What made Jelly Roll and Wyclef Jean the right folk to link with on this particular event?
Well, last year we brought it all hip-hop. We had Rick Ross, we had Busta Rhymes, we had French Montana. We shot PSA commercials. We had Chuck D. You know, these are artists, they’ve been around for 20 plus years, 30 plus years. And their whole entire narrative is they won’t sell their soul for no one. You can’t buy these guys, right? When they do a PSA, Method Man, and they’re on the frontline talking about Power to the Patients, and they talking about, “We want to see the prices,” you know, this tore through the hip-hop community. Because these are the guys that, when they say something, they stick by it. And I’m proud that all my guys came last year.
And this year, you know, I’m a huge fan of Jelly Roll. I had a brother who dealt with addiction to the point where he went blind from using drugs. And I put him in 30, 40 drug rehabs. I bailed him outta jail 90 times, you know. So when I analyzed the story of Jelly Roll, it just hit close to home. And even if it’s country or it’s hip-hop, it’s the same old thing. His music is so powerful and impactful. Wyclef Jean? Why not Wyclef Jean? Wyclef Jean is one of the greatest entertainers in hip-hop history. The Fugees. And he gets it. You know, he’s a refugee from Haiti. He actually ran for president of Haiti. So he overstands. He gets politics too well.
So, to have him on board, I mean, this was a party. Let me tell you something. I was hosting the event the other night, and Jelly Roll, man, he almost made me cry onstage. His music does that to me. I love this guy and his story. And when I went to introduce Wyclef, I told the crowd, “Listen guys, 20 years from now, you’re gonna go back and pinch yourself and say, ‘Remember 2024, when Jelly Roll and Wyclef came and performed in Washington?'” It was that type of night.
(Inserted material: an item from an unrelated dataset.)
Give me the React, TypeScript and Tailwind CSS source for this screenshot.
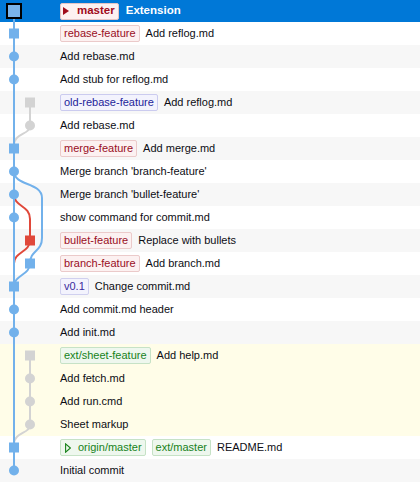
import React from "react";

type RefKind = "local" | "remote" | "tag" | "old" | "head" | "remoteHead";
type Ref = { kind: RefKind; name: string };
type Row = { refs: Ref[]; msg: string; bg: "w" | "g" | "y" };

const rows: Row[] = [
  { refs: [{ kind: "local", name: "rebase-feature" }], msg: "Add reflog.md", bg: "w" },
  { refs: [], msg: "Add rebase.md", bg: "g" },
  { refs: [], msg: "Add stub for reflog.md", bg: "w" },
  { refs: [{ kind: "old", name: "old-rebase-feature" }], msg: "Add reflog.md", bg: "g" },
  { refs: [], msg: "Add rebase.md", bg: "w" },
  { refs: [{ kind: "local", name: "merge-feature" }], msg: "Add merge.md", bg: "g" },
  { refs: [], msg: "Merge branch 'branch-feature'", bg: "w" },
  { refs: [], msg: "Merge branch 'bullet-feature'", bg: "g" },
  { refs: [], msg: "show command for commit.md", bg: "w" },
  { refs: [{ kind: "local", name: "bullet-feature" }], msg: "Replace with bullets", bg: "g" },
  { refs: [{ kind: "local", name: "branch-feature" }], msg: "Add branch.md", bg: "w" },
  { refs: [{ kind: "tag", name: "v0.1" }], msg: "Change commit.md", bg: "g" },
  { refs: [], msg: "Add commit.md header", bg: "w" },
  { refs: [], msg: "Add init.md", bg: "g" },
  { refs: [{ kind: "remote", name: "ext/sheet-feature" }], msg: "Add help.md", bg: "y" },
  { refs: [], msg: "Add fetch.md", bg: "y" },
  { refs: [], msg: "Add run.cmd", bg: "y" },
  { refs: [], msg: "Sheet markup", bg: "y" },
  {
    refs: [
      { kind: "remoteHead", name: "origin/master" },
      { kind: "remote", name: "ext/master" },
    ],
    msg: "README.md",
    bg: "w",
  },
  { refs: [], msg: "Initial commit", bg: "g" },
];

const bgClass: Record<Row["bg"], string> = {
  w: "bg-white",
  g: "bg-[#f7f7f7]",
  y: "bg-[#fffde8]",
};

const refClass: Record<RefKind, string> = {
  local: "bg-[#fcf1f1] border-[#ebcaca] text-[#990e1e]",
  old: "bg-[#f3f3fd] border-[#cbcbef] text-[#23239a]",
  tag: "bg-[#f3f3fd] border-[#d0d0ef] text-[#3a2a9e]",
  remote: "bg-[#eef7ee] border-[#c6e2c6] text-[#17821a]",
  remoteHead: "bg-[#eef7ee] border-[#c6e2c6] text-[#17821a]",
  head: "bg-[#fdf1f1] border-[#e4c4c4] text-[#a00c1c]",
};

function Badge({ r }: { r: Ref }) {
  return (
    <span
      className={
        "inline-flex items-center h-[17px] px-[3px] mr-[6px] border rounded-[2px] leading-none whitespace-nowrap " +
        refClass[r.kind]
      }
    >
      {r.kind === "remoteHead" && (
        <svg width="6" height="10" viewBox="0 0 6 10" className="mr-[7px] ml-[1px]">
          <path d="M0.6 0.8 L5.4 5 L0.6 9.2 Z" fill="none" stroke="#17821a" strokeWidth="1.1" />
        </svg>
      )}
      {r.name}
    </span>
  );
}

const BLUE = "#72b1eb";
const GRAY = "#d3d3d3";
const RED = "#e0483a";

const cy = (i: number) => (i === 0 ? 11 : 22 + (i - 1) * 23 + 11.5);
const L0 = 14;
const L1 = 30;

type Node = { row: number; lane: number; shape: "sq" | "ci"; color: string };
const nodes: Node[] = [
  { row: 1, lane: L0, shape: "sq", color: BLUE },
  { row: 2, lane: L0, shape: "ci", color: BLUE },
  { row: 3, lane: L0, shape: "ci", color: BLUE },
  { row: 4, lane: L1, shape: "sq", color: GRAY },
  { row: 5, lane: L1, shape: "ci", color: GRAY },
  { row: 6, lane: L0, shape: "sq", color: BLUE },
  { row: 7, lane: L0, shape: "ci", color: BLUE },
  { row: 8, lane: L0, shape: "ci", color: BLUE },
  { row: 9, lane: L0, shape: "ci", color: BLUE },
  { row: 10, lane: L1, shape: "sq", color: RED },
  { row: 11, lane: L1, shape: "sq", color: BLUE },
  { row: 12, lane: L0, shape: "sq", color: BLUE },
  { row: 13, lane: L0, shape: "ci", color: BLUE },
  { row: 14, lane: L0, shape: "ci", color: BLUE },
  { row: 15, lane: L1, shape: "sq", color: GRAY },
  { row: 16, lane: L1, shape: "ci", color: GRAY },
  { row: 17, lane: L1, shape: "ci", color: GRAY },
  { row: 18, lane: L1, shape: "ci", color: GRAY },
  { row: 19, lane: L0, shape: "sq", color: BLUE },
  { row: 20, lane: L0, shape: "ci", color: BLUE },
];

function Graph() {
  return (
    <svg
      width="60"
      height="482"
      viewBox="0 0 60 482"
      className="absolute top-0 left-0 pointer-events-none"
    >
      <g fill="none" strokeWidth="2">
        <path d="M30 102.5 V125.5 C30 135 14 133 14 145" stroke={GRAY} />
        <path d="M30 355.5 V424.5 C30 434 14 432 14 444" stroke={GRAY} />
        <path d="M14 194.5 C14 207 30 205 30 219 V240.5 C30 252 14 252 14 263.5" stroke={RED} />
        <path
          d="M14 171.5 C14 186 42 182 42 198 V238 C42 252 30 250 30 263.5 C30 275 14 275 14 286.5"
          stroke={BLUE}
        />
        <path d="M14 11 V470.5" stroke={BLUE} />
      </g>
      <rect x="7" y="4" width="14" height="14" fill="#7ab4ea" stroke="#000" strokeWidth="2" />
      {nodes.map((n, i) =>
        n.shape === "sq" ? (
          <rect key={i} x={n.lane - 5} y={cy(n.row) - 5} width="10" height="10" fill={n.color} />
        ) : (
          <circle key={i} cx={n.lane} cy={cy(n.row)} r="5" fill={n.color} />
        )
      )}
    </svg>
  );
}

export default function App() {
  return (
    <div
      className="relative w-[420px] h-[499px] bg-white text-[11px] text-[#0d0d14] overflow-hidden"
      style={{ fontFamily: '"Liberation Sans", Arial, sans-serif' }}
    >
      <div className="flex items-center h-[22px] pl-[60px] bg-[#0078d7]">
        <span className="inline-flex items-center h-[17px] pl-[1px] pr-[3px] mr-[7px] border rounded-[2px] leading-none bg-[#fdf1f1] border-[#e4c4c4] text-[#a00c1c] font-bold text-[11.5px]">
          <svg width="6" height="8" viewBox="0 0 6 8" className="mr-[8px] ml-[1px]">
            <path d="M0 0 L6 4 L0 8 Z" fill="#a00c1c" />
          </svg>
          master
        </span>
        <span className="text-white font-bold text-[11.5px]">Extension</span>
      </div>
      {rows.map((r, i) => (
        <div key={i} className={"flex items-center h-[23px] pl-[60px] " + bgClass[r.bg]}>
          {r.refs.map((ref, j) => (
            <Badge key={j} r={ref} />
          ))}
          <span className="whitespace-nowrap">{r.msg}</span>
        </div>
      ))}
      <Graph />
    </div>
  );
}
It was that type of night.
I know the advocacy effort is ongoing. What are your plans and vision on this front moving forward?
I’m not a politician, nor do I ever want to be a politician. I’m here fighting for the people trying to get the right laws passed and enforced. On a local level, we need the prices, not the estimates. Now, what does that mean, Joe? Well, if I’m going to have a colonoscopy, I want to look up my three favorite hospitals and see what the prices are. One might have it for $2,000. One might have it for four. One might have it for $17,000. I’m pretty sure I’m gonna pick the two. Right? It’s the only thing in the world that you go to and you gotta guess how much you’re paying. Premiums going up, prices going up. People getting sicker because they’re avoiding going to the hospitals for prevention to begin with, ’cause they scared of the mystery bill.
Now, on the government side, we need the data. And that’s the main concern. Because if you don’t know what they charging you, it’s like getting an American Express card bill every month for a hundred thousand, and they just like, “Yeah, yeah, you spent it.” And you’re like, “But where? Did I buy a fur coat? What did I do?” And, “Nah, nah. That’s what you spent.” In a nutshell, that’s what it is. We want to pass the right law, and we want it enforced. ‘Cause Donald Trump passed a transparency law, but it’s never enforced. You think about the thousands and thousands of hospitals in America, they got four tickets. Imagine I ate every light in the world driving a car, and caught four tickets. And that’s it in a nutshell, my brother.